Holmes (1993) ayrıca dış faktörlerin, özellikle bireyin etkilendiği akran grubuyla ilişkisinin olduğunu belirtmektedir. Bu, örgütsel kültür teorileri altında gruplandırılabilir (Otusanya, 2011). Burada birkaç faktör vardır. Birincisi, akranlar, hareket etme baskısı altında hisseden bir birey üzerinde etki yaratmaktadır. İkincisi, akran karşılaştırması vardır. Bu, bir kişi başkalarının yolsuzluktan yararlandığını ve hatta ondan kaçtığını gördüğünde söz konusu olabilir. Üçüncü dış faktör korkudur. Korku, bireyleri çeşitli şekillerde yolsuzca davranmaya teşvik edebilir. Örneğin, hiyerarşik bir durumda diğerine tabi olan bir kişi, yozlaşmış patronu gibi yapmamanın sonuçlarından korkabilir. Bir başka korku da bir planın eksik yerine getirilmesinden korkmaktır: Bir görevi tamamlamama korkusu, bireyi yolsuzluğa sürükleyebilir. İnsan zayıflığı son faktördür. Bireyler, diğerlerinden gelen cömert teklifleri reddetmeyi çok zor bulmaktadır (Holmes, 1993). Kamu tercihi perspektifinden bakıldığında birey rasyonel olarak görülür. Ancak beklenen avantajlar dezavantajlardan ağır bastığında yozlaşma meydana gelir. Örneğin, yolsuzluk suçlamalarından kurtulma olanakları arttığında veya gelir yüksek olduğunda bu durum söz konusu olur. Bu teori Rose-Ackerman (1978), Klitgaard (1988) ve Graaf (2007) tarafından desteklenmektedir (Ellero, 2015: 40-41).

1.6.2.7. Coğrafya

Yolsuzluğun nedenleriyle bağlantılı bir diğer faktör de coğrafyadır. Lambsdorff (2007) coğrafi değişkenlerin yolsuzluğu çeşitli şekillerde teşvik edebileceğini savunmaktadır. Bir ülke ne kadar geniş ve yayılmışsa, yolsuzluğun o kadar büyük olasılıkla ortaya çıkacağı iddia edilmektedir (Goel ve Nelson, 2010). Bunun nedeni, hükümetin ve özellikle merkezi hükümetin, yolsuzluğu izlemek için çok geniş bir alana sahip olmasıdır. Her yerde herkesi izlemek neredeyse imkânsız olduğundan, yetkililerin yolsuzluk suçlamasından kaçması daha olasıdır.

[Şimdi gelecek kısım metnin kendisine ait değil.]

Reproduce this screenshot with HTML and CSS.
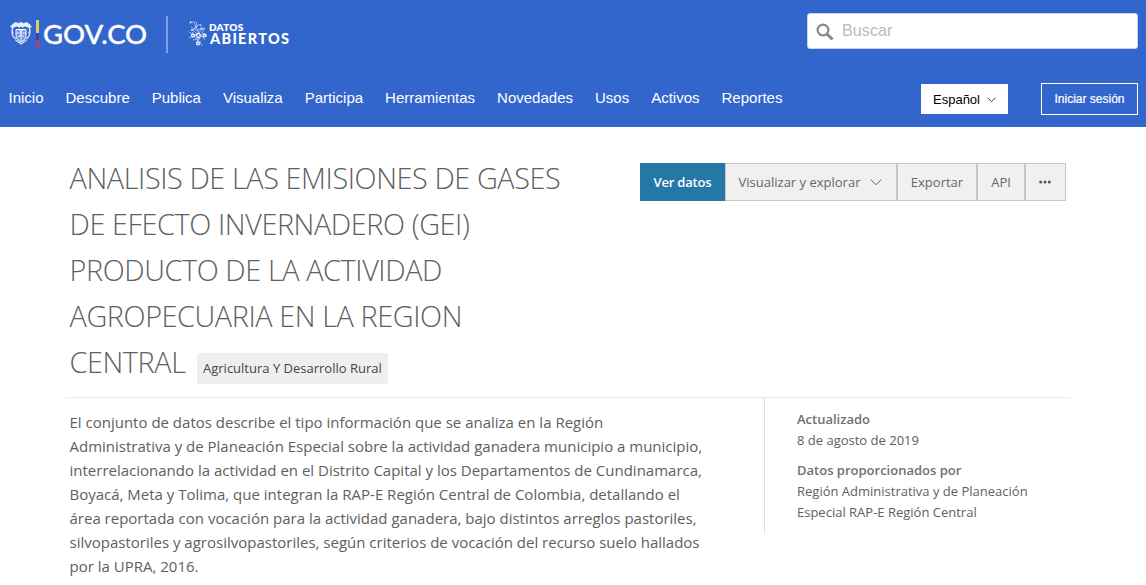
FILE: index.html
```html
<!DOCTYPE html>
<html lang="es">
<head>
<meta charset="utf-8">
<title>Datos Abiertos</title>
<link rel="stylesheet" href="styles.css">
</head>
<body>
<header class="header">
  <div class="brand-row">
    <div class="brand">
      <svg class="crest" width="22" height="24" viewBox="0 0 22 24" fill="none" stroke="#fff">
        <path d="M2 4 5 1.500 9 2.500 11 1 13 2.500 17 1.500 20 4 21.500 6 19 6.500 15 5 12.500 6.500 11 5 9.500 6.500 7 5 3 6.500 .5 6Z" fill="#e8f0fd" stroke-width=".6"/>
        <path d="M6 8.500h10v6c0 3.500-2.500 5-5 6.500-2.500-1.500-5-3-5-6.500z" fill="#6d95e2" stroke-width="1"/>
        <path d="M6.500 12h9M11 8v13" stroke-width=".8"/>
        <path d="m8.500 8.500 2.500 2 2.500-2M8 16l3-2 3 2" stroke-width=".9"/>
        <path d="M3 6c-1.500 3-1 5 0 7M2 10c0 4 2 7 4 8M19 6c1.500 3 1 5 0 7M20 10c0 4-2 7-4 8M5.500 19l5.500 4 5.500-4" stroke-width="1.300" opacity=".85"/>
      </svg>
      <span class="flag"></span>
      <span class="gov">GOV.CO</span>
      <span class="divider"></span>
      <svg class="network" width="21" height="28" viewBox="0 0 21 28" fill="none" stroke="#b9cff8" stroke-width=".75">
        <path d="M2 2h4l2 5-3 3 4 4-6 2M8 1l1 5 4-2v5l4-1-3 5 5 2M3 7l5 3 5-1-2 5M1 12l5 3 5-1 4 2h4M1 18l4-2 5 3 4-3M5 20l4-1v6l3-4 2 5M10 10v12M14 17l3 3M4 12l4 4M7 7l5 7M12 18l-3 4"/>
        <g fill="#3366cc" stroke="#fff" stroke-width="1.200"><circle cx="5" cy="15.500" r="1.400"/><circle cx="10.500" cy="15.500" r="1.800"/><circle cx="16.500" cy="15.500" r="1.400"/><circle cx="10" cy="23.500" r="1.400"/></g>
        <g fill="#dce8ff" stroke="none"><circle cx="2.500" cy="2.500" r="1"/><circle cx="8" cy="7" r="1"/><circle cx="14" cy="9" r="1"/><circle cx="4" cy="10" r="1"/></g>
      </svg>
      <span class="open-data"><span class="od-small">DATOS</span><span class="od-big">ABIERTOS</span></span>
    </div>
    <div class="search">
      <svg width="18" height="18" viewBox="0 0 18 18" fill="none" stroke="#888"><circle cx="7" cy="7" r="5.400" stroke-width="2.200"/><path d="m11 11 5.500 5.500" stroke-width="3"/></svg>
      <span>Buscar</span>
    </div>
  </div>
  <div class="nav-row">
    <nav class="nav"><a>Inicio</a><a>Descubre</a><a>Publica</a><a>Visualiza</a><a>Participa</a><a>Herramientas</a><a>Novedades</a><a>Usos</a><a>Activos</a><a>Reportes</a></nav>
    <div class="account">
      <div class="language"><span>Español</span><svg width="9" height="6" viewBox="0 0 9 6" fill="none" stroke="#444"><path d="m.5.700 4 4 4-4"/></svg></div>
      <div class="login">Iniciar sesión</div>
    </div>
  </div>
</header>
<main class="page">
  <section class="heading">
    <h1 class="title">ANALISIS DE LAS EMISIONES DE GASES<br>DE EFECTO INVERNADERO (GEI)<br>PRODUCTO DE LA ACTIVIDAD<br>AGROPECUARIA EN LA REGION<br>CENTRAL<span class="category">Agricultura Y Desarrollo Rural</span></h1>
    <div class="actions">
      <div class="action primary">Ver datos</div>
      <div class="action explore">Visualizar y explorar<svg width="12" height="7" viewBox="0 0 12 7" fill="none" stroke="#666"><path d="m.7.700 5.300 5 5.300-5"/></svg></div>
      <div class="action export">Exportar</div>
      <div class="action api">API</div>
      <div class="action more"><svg width="12" height="4" viewBox="0 0 12 4" fill="#555"><circle cx="1.700" cy="2" r="1.500"/><circle cx="6" cy="2" r="1.500"/><circle cx="10.300" cy="2" r="1.500"/></svg></div>
    </div>
  </section>
  <div class="rule"></div>
  <section class="details">
    <p class="description">El conjunto de datos describe el tipo información que se analiza en la Región<br>Administrativa y de Planeación Especial sobre la actividad ganadera municipio a municipio,<br>interrelacionando la actividad en el Distrito Capital y los Departamentos de Cundinamarca,<br>Boyacá, Meta y Tolima, que integran la RAP-E Región Central de Colombia, detallando el<br>área reportada con vocación para la actividad ganadera, bajo distintos arreglos pastoriles,<br>silvopastoriles y agrosilvopastoriles, según criterios de vocación del recurso suelo hallados<br>por la UPRA, 2016.</p>
    <dl class="meta">
      <dt>Actualizado</dt><dd>8 de agosto de 2019</dd>
      <dt>Datos proporcionados por</dt><dd>Región Administrativa y de Planeación<br>Especial RAP-E Región Central</dd>
    </dl>
  </section>
</main>
</body>
</html>
```
FILE: styles.css
```css
* { box-sizing: border-box; }
body { margin: 0; height: 585px; overflow: hidden; background: #fff; color: #606060; font-family: "Open Sans", sans-serif; }
svg { display: block; flex: none; }
.header { height: 127px; background: #3366cc; color: #fff; font-family: "Liberation Sans", Arial, sans-serif; }
.brand-row { display: flex; justify-content: space-between; height: 68px; padding: 13px 8px 0 10px; }
.brand { display: flex; align-items: flex-start; white-space: nowrap; }
.crest { margin-top: 8px; }
.flag { width: 3px; height: 28px; margin: 7px 0 0 4px; background: linear-gradient(#e3c765 0 45%, #254fa8 45% 73%, #b63b70 73%); }
.gov { width: 123px; margin-left: 4px; padding-top: 4px; font: 500 27.500px/34px Lato, sans-serif; letter-spacing: 0; -webkit-text-stroke: .3px #fff; }
.divider { width: 2px; height: 37px; margin-top: 3px; margin-left: 0; background: #7ca0e7; }
.network { margin: 7px 0 0 20px; }
.open-data { display: flex; flex-direction: column; margin-top: 9px; font-family: Lato, sans-serif; font-weight: 900; }
.od-small { font-size: 10px; line-height: 11px; font-weight: 800; letter-spacing: .2px; }
.od-big { padding-left: 1px; font-size: 14.500px; line-height: 12px; letter-spacing: 1.300px; }
.search { display: flex; width: 331px; height: 36px; padding: 9px 8px; gap: 8px; border: 1px solid #c5d4ed; border-radius: 3px; background: #fff; color: #bbb; font-size: 16.200px; line-height: 15px; }
.nav-row { display: flex; justify-content: space-between; padding: 15px 8px 0 8.500px; }
.nav { display: flex; gap: 22px; padding-top: 6px; font-size: 15px; line-height: 18px; white-space: nowrap; }
.account { display: flex; gap: 33px; }
.language { display: flex; align-items: center; justify-content: center; gap: 7px; width: 87px; height: 30px; margin-top: 1px; background: #fff; color: #000; font-size: 13px; }
.language svg { margin-top: 2px; }
.login { width: 97px; height: 32px; border: 1px solid #fff; font-size: 12px; line-height: 30px; text-align: center; -webkit-text-stroke: .2px #fff; }
.page { padding: 28px 59px 0; }
.heading { display: flex; align-items: flex-start; justify-content: space-between; height: 242px; padding: 0 21px 0 10.500px; }
.title { margin: 0; font-size: 28.800px; line-height: 46px; font-weight: 300; letter-spacing: -.4px; white-space: nowrap; }
.category { display: inline-block; height: 31px; margin-left: 11.500px; padding: 0 6px; background: #efefef; color: #444; font-size: 13px; line-height: 31px; font-weight: 400; letter-spacing: 0; }
.actions { display: flex; height: 38px; margin-top: 8px; font-size: 13px; }
.action { display: flex; align-items: center; justify-content: center; border: 1px solid #c6c6c6; background: #f0f0f0; color: #666; white-space: nowrap; }
.primary { width: 85px; border-color: #2478a5; background: #2478a5; color: #fff; font-weight: 600; letter-spacing: -.2px; }
.explore { width: 172px; gap: 10px; padding-right: 1px; }
.export { width: 80px; }
.api { width: 48px; }
.more { width: 41px; padding-right: 2px; }
.rule { width: 1018px; height: 1px; background: linear-gradient(90deg, #fff, #e8e8e8 1.500%, #e8e8e8 98.500%, #fff); }
.details { display: flex; align-items: flex-start; padding-left: 10.500px; }
.description { width: 694.500px; margin: 0; padding-top: 12px; font-size: 15px; line-height: 24px; white-space: nowrap; }
.meta { width: 300px; height: 135px; margin: 0; padding: 11px 0 0 32px; border-left: 1px solid #ddd; font-size: 13px; line-height: 21px; }
.meta dt { font-weight: 600; color: #707070; }
.meta dd { margin: 0 0 9px; }
```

Dikkate alınması gereken bir diğer faktör de “doğal kaynak laneti” adı verilen olgudur. Bu, zengin doğal kaynak rezervlerinin büyük savaş ve yolsuzluklara konu olduğu zamanlarda söz konusu olur. Bu nedenle, bir ülke ne kadar çok kaynağa sahip olursa, yolsuzluk olasılığı o kadar artmaktadır.

Doğal kaynakların bolluğu, rant arama davranışı için fırsatlar yaratmaktadır (Lambsdorff, 2007). Çoğu gelişmiş ülke, kaynak açısından gelişmekte olan ülkeler kadar zengin değildir ve ekonomilerini devam ettirmek için büyük miktarlarda doğal kaynaklara ihtiyaç duymaktadır. Dolayısıyla, örneğin, kâr peşinde koşarken, ulusötesi şirketler, gerektiğinde rüşvet ödemekten kaçınmazlar. Bu, özellikle kaynakların savaşları finanse etmeye yardımcı olduğu ve yolsuzluğun yüksek olduğu Angola, Somali, Nijerya, Libya, Sierra Leone ve Kongo gibi birçok Afrika ülkesinde geçerlidir (Ellero, 2015: 41-42).